Highway 51 work drags on

INDEPENDENCE -- The Highway 51 project at the north end of Independence will not be completed until next spring, city officials said.


Wetter-than-normal weather has put the Highway 51 project on the north end of Independence behind schedule.

INDEPENDENCE -- The Highway 51 project at the north end of Independence will not be completed until next spring, city officials said.

Work started last May, and crews have finished storm water and sewer improvements, as well as sidewalks up to Hanna Road.

The project was originally scheduled to wrap up in mid-October. But now winter weather will make it almost impossible to finish a two- to four-inch asphalt overlay of the highway's surface, said Mike Danko, community development director for Independence.

Workers from Tangent-based Morse Bros, Inc., the contractors handling the project, were on site on Monday as snow blanketed much of the Mid-Willamette Valley.

Activity will probably halt in a couple of weeks and resume in the spring, he said.

"It will take until next year," Danko said. "We can't do the asphalt lift in this kind of weather ... we don't want them to start until we have the proper conditions."

The finished beautification project will include improved stormwater drainage, sidewalks, bike lanes, landscaping and industrial lighting along a 4,800 stretch of Highway 51 that marks the northern entrance into Independence.

A middle lane will be also be added between Polk and Hanna streets, and a left turn lane is going in at the intersection of Stryker Road.

"I was confident that it would be done by now," said City Manager Greg Ellis. "Until the stinking rain started.

"We're disappointed, because now people are going to have to drive over the rough ground on the highway for the next several months."

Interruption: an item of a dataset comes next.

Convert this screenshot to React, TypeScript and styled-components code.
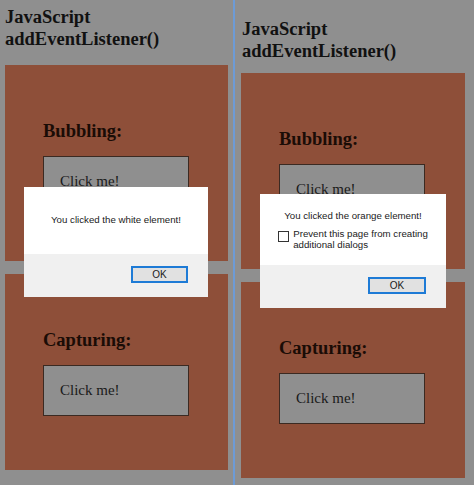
import React from "react";
import styled, { createGlobalStyle } from "styled-components";

const Global = createGlobalStyle`
  html, body { margin: 0; padding: 0; background: #8f8f8f; }
  body { width: 474px; height: 485px; overflow: hidden; }
`;

const Page = styled.div`
  display: flex;
  width: 474px;
  height: 485px;
  background: #8f8f8f;
`;

const Frame = styled.div<{ $w: number; $padTop: number; $padLeft: number }>`
  position: relative;
  width: ${(p) => p.$w}px;
  padding-top: ${(p) => p.$padTop}px;
  padding-left: ${(p) => p.$padLeft}px;
  box-sizing: border-box;
  display: flex;
  flex-direction: column;
`;

const Divider = styled.div`
  width: 2px;
  background: #6d9bd6;
`;

const Title = styled.h1<{ $indent: number }>`
  margin: 0 0 0 ${(p) => p.$indent}px;
  font-family: "Liberation Serif", "Times New Roman", serif;
  font-weight: bold;
  font-size: 18.5px;
  line-height: 22px;
  color: #111;
`;

const Sections = styled.div<{ $top: number }>`
  margin-top: ${(p) => p.$top}px;
  display: flex;
  flex-direction: column;
  gap: 13px;
`;

const Section = styled.div<{ $w: number }>`
  width: ${(p) => p.$w}px;
  height: 196px;
  box-sizing: border-box;
  background: #8e4f39;
  padding: 55px 0 0 38px;
`;

const Heading = styled.h2`
  margin: 0 0 14px;
  font-family: "Liberation Serif", "Times New Roman", serif;
  font-weight: bold;
  font-size: 18.5px;
  line-height: 22px;
  color: #1a0c06;
`;

const ClickBox = styled.div`
  width: 146px;
  height: 51px;
  box-sizing: border-box;
  background: #8f8f8f;
  border: 1px solid #3b2a22;
  padding-left: 16px;
  display: flex;
  align-items: center;
  font-family: "Liberation Serif", "Times New Roman", serif;
  font-size: 15px;
  color: #1a1a1a;
`;

const Dialog = styled.div<{ $left: number; $top: number; $w: number; $bodyH: number }>`
  position: absolute;
  left: ${(p) => p.$left}px;
  top: ${(p) => p.$top}px;
  width: ${(p) => p.$w}px;
  display: flex;
  flex-direction: column;
  font-family: "Liberation Sans", Arial, sans-serif;
  font-size: 9.7px;
  color: #1a1a1a;
  & > div:first-child { height: ${(p) => p.$bodyH}px; }
`;

const DialogBody = styled.div<{ $padTop: number }>`
  background: #ffffff;
  box-sizing: border-box;
  padding-top: ${(p) => p.$padTop}px;
  display: flex;
  flex-direction: column;
  align-items: center;
  gap: 6px;
`;

const Message = styled.div`
  line-height: 12px;
  white-space: nowrap;
`;

const CheckRow = styled.label`
  display: flex;
  align-items: flex-start;
  gap: 4px;
  line-height: 11px;
`;

const CheckBox = styled.span`
  width: 9px;
  height: 9px;
  margin-top: 3px;
  border: 1px solid #333;
  background: #fff;
  flex: none;
`;

const Footer = styled.div`
  height: 43px;
  background: #f0f0f0;
  box-sizing: border-box;
  padding: 12px 20px 0 0;
  display: flex;
  justify-content: flex-end;
  align-items: flex-start;
`;

const OkButton = styled.div<{ $w: number }>`
  width: ${(p) => p.$w}px;
  height: 17px;
  box-sizing: border-box;
  border: 2px solid #1e7bd6;
  background: #e1e1e1;
  display: flex;
  align-items: center;
  justify-content: center;
  font-size: 10px;
  color: #1a1a1a;
`;

export default function App() {
  return (
    <>
      <Global />
      <Page>
        <Frame $w={233} $padTop={6} $padLeft={5}>
          <Title $indent={0}>
            JavaScript
            <br />
            addEventListener()
          </Title>
          <Sections $top={15}>
            <Section $w={223}>
              <Heading>Bubbling:</Heading>
              <ClickBox>Click me!</ClickBox>
            </Section>
            <Section $w={223}>
              <Heading>Capturing:</Heading>
              <ClickBox>Click me!</ClickBox>
            </Section>
          </Sections>
          <Dialog $left={24} $top={187} $w={184} $bodyH={67}>
            <DialogBody $padTop={27}>
              <Message>You clicked the white element!</Message>
            </DialogBody>
            <Footer>
              <OkButton $w={57}>OK</OkButton>
            </Footer>
          </Dialog>
        </Frame>
        <Divider />
        <Frame $w={239} $padTop={18} $padLeft={6}>
          <Title $indent={1}>
            JavaScript
            <br />
            addEventListener()
          </Title>
          <Sections $top={11}>
            <Section $w={224}>
              <Heading>Bubbling:</Heading>
              <ClickBox>Click me!</ClickBox>
            </Section>
            <Section $w={224}>
              <Heading>Capturing:</Heading>
              <ClickBox>Click me!</ClickBox>
            </Section>
          </Sections>
          <Dialog $left={25} $top={194} $w={186} $bodyH={71}>
            <DialogBody $padTop={16}>
              <Message>You clicked the orange element!</Message>
              <CheckRow>
                <CheckBox />
                <span>
                  Prevent this page from creating
                  <br />
                  additional dialogs
                </span>
              </CheckRow>
            </DialogBody>
            <Footer>
              <OkButton $w={58}>OK</OkButton>
            </Footer>
          </Dialog>
        </Frame>
      </Page>
    </>
  );
}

There have been some expense overruns. The project has required more asphalt and crushed stone for the road's base than anticipated, Danko said.

The current total is $3.3 million, about $400,000 more than the Morse Bros. bid price. Still, that's well below the $4.1 million projection in the city's original engineering estimate, Danko said.

The city is funding the construction through its urban renewal district and various system development charges (SDCs).

Detours in the work area have been a source of frustration for drivers coming into Independence -- especially for regular commuters -- and for some business owners. Traffic controls were scaled back earlier this month.

Danko said the city has tried to mitigate the negative effect for some businesses by paying for driveway, drainage and landscaping improvements.